Kimse kimseden hazzetmiyor. Ortak bir idealleri yok, sadece çıkar birliktelikleri var.
İşin aslı herkes birbirini bir kaşık suda boğacak gibi. 'Masa muhalefeti'nin genel durumu böyle. Dereyi geçene kadar... taktiğiyle dillerini ısırıyorlar. İlke, hafıza, gelenek, ideoloji, adap, siyasi nezaket hak getire... Erdoğan karşıtlığı dışında biçbir konuda sabiteleri yok.
Bir gün birbirlerine en ağır lafları edip ertesi gün aynı masadan yiyorlar.
CHP'nin içindeki durum biraz daha ileri seviyede.
Bilinen hizipler dışında kim bilir bilmediğimiz daha ne gruplaşmalar ya da tekil savaşlar var.
Rekabet siyasete bir yere kadar dinamizm katar, ancak CHP'deki durum karar miktarın çok üzerinde.
Kemal Kılıçdaroğlu ve Ekrem İmamoğlu arasındaki savaşta Kılıçdaroğlu kazanmış gözüküyor.
Düne kadar "değişim de değişim" diyen İmamoğlu şimdi "Adayım demedim ki" diyor. Murat Karayalçın'ın "kader kilitlenmesi" yakıştırmasından çok etkilenmiş olacak, "İstanbul ile mühürlüyüm ben" diyerek İBB yarışına döndü.
Anlaşılan Kemal Kılıçdaroğlu'nun resti etkili oldu.
İmamoğlu baktı ki İBB adaylığı da tehlikede kendini "İstanbul'a mühürledi".
Hepimiz hayretle izliyoruz. CHP'deki sorun ne? Teşhis etmeye çalışıyoruz. Siyasetsizlik, evet. Toplumun ekseriyetiyle doku uyuşmazlığı, evet. Samimiyetsizlik, evet. Beceriksizlik, evet. Tembellik, evet...
Hepsinden biraz var. Her siyasi partide dönemsel olarak bu saydıklarımızdan bazıları kendini hissettirir. Ya da bazı isimlerde bu olumsuz özellikler çok belirginleşir. Nispeten sağlıklı bir yapıda bunlar belli bir oranın üzerine çıkmaz. Çıktığı zaman da zaten o yapı fark edilir biçimde zayıflar. Siyasi bedeli iktidardan düşmektir.
CHP'lileri izleyin.

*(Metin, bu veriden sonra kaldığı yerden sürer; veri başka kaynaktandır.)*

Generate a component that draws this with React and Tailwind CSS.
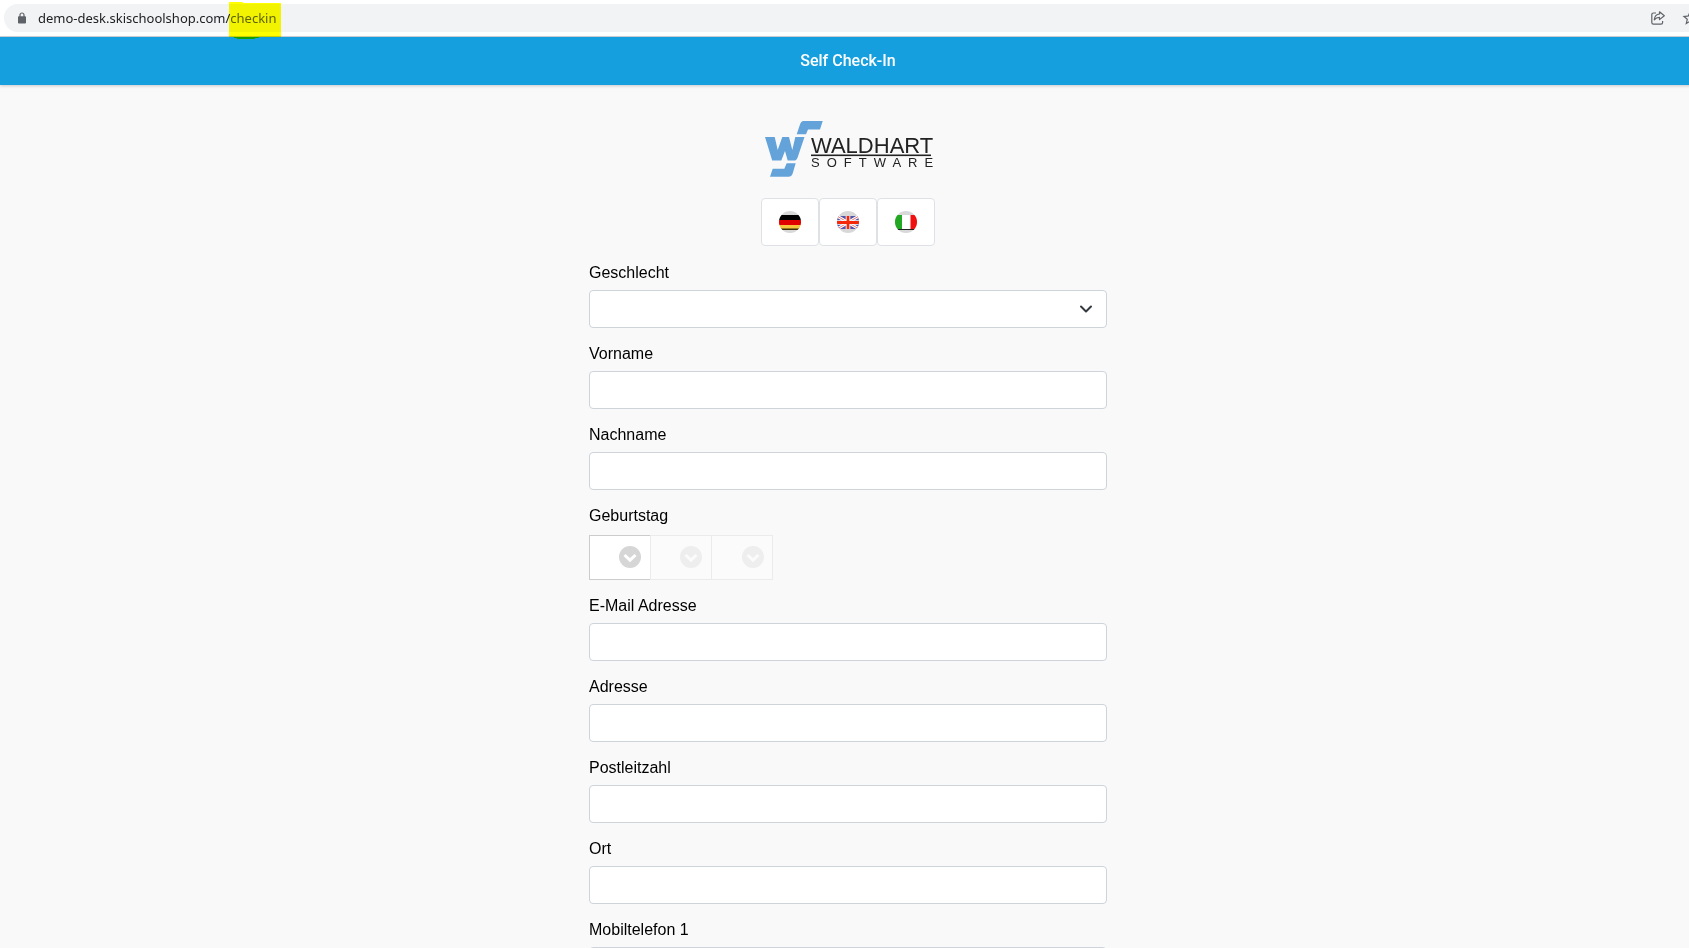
import { LuChevronDown } from 'react-icons/lu';
import { MdStarBorder } from 'react-icons/md';

const textFields = [
  { id: 'email', label: 'E-Mail Adresse', type: 'email' },
  { id: 'street', label: 'Adresse', type: 'text' },
  { id: 'zip', label: 'Postleitzahl', type: 'text' },
  { id: 'city', label: 'Ort', type: 'text' },
  { id: 'mobile', label: 'Mobiltelefon 1', type: 'tel' }
];

const LockIcon = () => (
  <svg viewBox="0 0 8 12" className="h-3 w-2 shrink-0" aria-hidden="true">
    <path d="M2 5V3a2 2 0 0 1 4 0v2" fill="none" stroke="#5f6368" strokeWidth="1.2" />
    <rect x="0" y="4.2" width="8" height="7.3" rx="0.9" fill="#5f6368" />
  </svg>
);

const ShareIcon = () => (
  <svg viewBox="0 0 14 14" className="size-[14px]" fill="none" stroke="#5f6368" strokeWidth="1.2" strokeLinejoin="round" aria-hidden="true">
    <path d="M5 2H2.4A1.6 1.6 0 0 0 .8 3.6V11.6A1.6 1.6 0 0 0 2.4 13.2H10A1.6 1.6 0 0 0 11.6 11.6V10" />
    <path d="M8.5 .8L13.3 4.7L8.5 8.6V6.4C6.2 6.4 4.6 7 3.3 8.8C3.6 5.5 5.5 3.3 8.5 3Z" />
  </svg>
);

const AddressBar = () => (
  <div className="bg-white pt-1 pb-1 border-b border-[#d0d3d7] font-['Noto_Sans',sans-serif]">
    <div className="ml-1 h-7 flex items-center rounded-l-full bg-[#f1f3f4] pl-[14px]">
      <LockIcon />
      <div className="relative ml-3 text-[13px] leading-5 text-[#202124]">
        demo-desk.skischoolshop.com/<span className="text-[#5f6368]">checkin</span>
        {/* marker stroke */}
        <svg viewBox="0 0 52 37" className="absolute -right-1 -top-[6px] z-10 h-[37px] w-[52px] mix-blend-multiply" aria-hidden="true">
          <path d="M0 0H14V1H52V35H30V36H26V37H8V36H5V35H0Z" fill="#ff0" />
        </svg>
      </div>
      <div className="ml-auto flex items-center gap-4">
        <button type="button" aria-label="Share"><ShareIcon /></button>
        <button type="button" aria-label="Bookmark" className="-mr-[10px] text-[#5f6368]">
          <MdStarBorder size={18} />
        </button>
      </div>
    </div>
  </div>
);

const Logo = () => (
  <svg viewBox="0 0 168 58" className="h-[58px] w-[168px] overflow-visible" role="img" aria-label="Waldhart Software">
    <g fill="#64a3da">
      <path d="M39.5 1H58.7L56 9.5H44L42 14.3H32.7L36 4.5Q37 1 39.5 1Z" />
      <path d="M1 17H10.7L13.7 30L18.3 17H25L28.3 30L31.3 17H40.5L34.7 34.3Q33 40.5 31 40.5H23.7L21 31L17.3 40.5H8.2Z" />
      <path d="M22.7 43.3H31.7L28.5 54Q27.5 56.7 25 56.7H6L8.7 48.7H20.3Z" />
    </g>
    <rect x="47" y="34.5" width="120" height="1.6" fill="#222" />
    <g fill="#222" className="font-['Liberation_Sans',sans-serif]">
      <text x="47" y="32.5" className="text-[22px]">WALDHART</text>
      <text x="47" y="47" className="text-[13px] tracking-[7px]">SOFTWARE</text>
    </g>
  </svg>
);

const FlagGerman = () => (
  <>
    <rect y="4" width="22" height="5" fill="#000" />
    <rect y="9" width="22" height="5" fill="#e00000" />
    <rect y="14" width="22" height="4" fill="#f5c53c" />
    <rect y="17.5" width="22" height="1.5" fill="#3d2f08" />
  </>
);

const FlagBritish = () => (
  <>
    <rect y="5" width="22" height="13" fill="#5553a8" />
    <path d="M0 5L22 18M22 5L0 18" stroke="#fff" strokeWidth="3" />
    <path d="M0 5L22 18M22 5L0 18" stroke="#e8786e" strokeWidth="1" />
    <path d="M11 5V18M0 11.5H22" stroke="#fff" strokeWidth="4.6" />
    <path d="M11 5V18M0 11.5H22" stroke="#f5280a" strokeWidth="2.8" />
  </>
);

const FlagItalian = () => (
  <>
    <rect y="4" width="7" height="15" fill="#22a822" />
    <rect x="7" y="4" width="9" height="15" fill="#fff" />
    <rect x="15.5" y="4" width="6.5" height="15" fill="#f01010" />
    <rect y="18" width="22" height="1" fill="#222" />
  </>
);

const languages = [
  { code: 'de', label: 'Deutsch', Flag: FlagGerman },
  { code: 'en', label: 'English', Flag: FlagBritish },
  { code: 'it', label: 'Italiano', Flag: FlagItalian }
];

const LanguageButton = ({ code, label, Flag }) => (
  <button
    type="button"
    aria-label={label}
    className="flex h-12 w-[58px] items-center justify-center rounded-[4px] border border-[#dee2e6] bg-white"
  >
    <svg viewBox="0 0 22 22" className="size-[22px]" aria-hidden="true">
      <clipPath id={`flag-${code}`}>
        <circle cx="11" cy="11" r="11" />
      </clipPath>
      <g clipPath={`url(#flag-${code})`}>
        <rect width="22" height="22" fill="#d8d8d8" />
        <Flag />
      </g>
    </svg>
  </button>
);

const TextField = ({ id, label, type = 'text' }) => (
  <div>
    <label htmlFor={id} className="block">{label}</label>
    <input id={id} type={type} className="mt-[5px] block h-[38px] w-full rounded-[4px] border border-[#ced4da] bg-white px-3" />
  </div>
);

const CircleChevron = ({ disabled }) => (
  <svg
    viewBox="0 0 22 22"
    className="pointer-events-none absolute right-[9px] top-[11px] size-[22px]"
    aria-hidden="true"
  >
    <circle cx="11" cy="11" r="11" fill={disabled ? '#eeeeee' : '#d6d6d6'} />
    <path d="M5.5 9L11 14.2L16.5 9" fill="none" stroke={disabled ? '#fbfbfb' : '#fff'} strokeWidth="3" />
  </svg>
);

const BirthdayFields = () => (
  <fieldset>
    <legend className="block">Geburtstag</legend>
    <div className="mt-[7px] flex">
      <div className="relative">
        <select aria-label="Tag" className="block h-[45px] w-[61px] appearance-none border border-r-0 border-[#cccccc] bg-white" />
        <CircleChevron />
      </div>
      <div className="relative">
        <select aria-label="Monat" disabled className="block h-[45px] w-[61px] appearance-none border border-r-0 border-[#ebebeb] bg-[#fbfbfb]" />
        <CircleChevron disabled />
      </div>
      <div className="relative">
        <select aria-label="Jahr" disabled className="block h-[45px] w-[62px] appearance-none border border-[#ebebeb] bg-[#fbfbfb]" />
        <CircleChevron disabled />
      </div>
    </div>
  </fieldset>
);

export default function App() {
  return (
    <div className="flex h-screen flex-col overflow-hidden bg-[#f9f9f9]">
      <AddressBar />

      {/* page content runs under the right window edge */}
      <div className="-mr-[7px] font-['Liberation_Sans',Arial,sans-serif] text-base text-black">
        <header className="flex h-12 items-center justify-center bg-[#169fde] shadow-[0_1px_3px_rgba(0,0,0,0.2)]">
          <h1 className="font-['Roboto',sans-serif] font-medium text-white">Self Check-In</h1>
        </header>

        <main className="mx-auto w-full max-w-[518px] pt-[35px]">
          <div className="flex justify-center">
            <Logo />
          </div>

          <div className="mt-5 flex justify-center">
            {languages.map((language) => (
              <LanguageButton key={language.code} {...language} />
            ))}
          </div>

          <form className="mt-[15px] flex flex-col gap-[14px]">
            <div>
              <label htmlFor="gender" className="block">Geschlecht</label>
              <div className="relative mt-[5px]">
                <select id="gender" className="block h-[38px] w-full appearance-none rounded-[4px] border border-[#ced4da] bg-white px-3" />
                <LuChevronDown className="pointer-events-none absolute right-[11px] top-[9px] size-5 text-[#343a40]" strokeWidth={2.4} />
              </div>
            </div>
            <TextField id="firstname" label="Vorname" />
            <TextField id="lastname" label="Nachname" />
            <BirthdayFields />
            {textFields.map((field) => (
              <TextField key={field.id} {...field} />
            ))}
          </form>
        </main>
      </div>
    </div>
  );
}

Genel başkanından parti üst yönetimine, belediye başkanından milletvekiline.... Aynı anda vitrindeki hemen herkes siyasetsizlik, tembellik ya da beceriksizlikle açıklanamayacak başka bir sorunla malul.
CHP'de siyasi kifayetsizliği aşan bir durum var yani.
Birbirleriyle münasebetlerinde bile tahammül edilebilir seviyenin çok üzerinde bir ilkesizlik, arkadan iş çevirme, yalan dolan var.
CHP'de esas sorun bence bu yozlaşmadır. İlkesizliktir.
FETÖ sadece bir örgütün değil bir ahlaksızlığın da adı
Nedim Şener dün Hürriyet gazetesindeki köşesinde Cumhuriyet gazetesinin bir haberini yapı söküme uğratmış. Haberden geriye, maksadı hükümeti yıpratmak olan ve sonuçta FETÖ'nün işine yarayan bir iftira kalmış.
Okumakta fayda var, çünkü sadece sosyal medyada gördüğümüz haberlerin değil muhabir, editör, yazı işleri masası gibi süreçlerden geçen, bir saygınlığı olduğunu düşündüğümüz basılı gazetelerde yer alan haberlerin bile maksatlı şekilde servis edildiğini nasıl başka amaçlar için kullanıldığını gösteren güzel bir örnek.
Ve tabii ki "FETÖ iltisaklı" iftirasının nasıl bir itibar suikastına dönüştürülebildiğinin de...
Bu bir zamanlar çokça başvurulan bir yöntemdi. Şimdilerde biraz azalmış olması muhtemel. Ama eminim pek çok masumun bu şekilde canı yakıldı. FETÖ usulüyle "FETÖ'cü" iftirasına uğrayanlar oldu. "FETÖ'cülük" bir tehdit ve şantaj unsuru olarak kullanıldı. Ve tüm bunlar en çok da FETÖ'nün işine yaradı.
Paranoyak olmaya gerek yok. Normalleşmeye ihtiyacımız var. Ancak söz konusu örnekte de görüldüğü üzere bu yapının akıttığı zehri bünyemizden söküp atmak hiç de kolay olmayacak. FETÖ sadece bir örgütün değil bir ahlaksızlığın da adı. Cumhuriyet gazetesinin haberi verme şekli de bu ahlaksızlığın vücut bulmuş hali.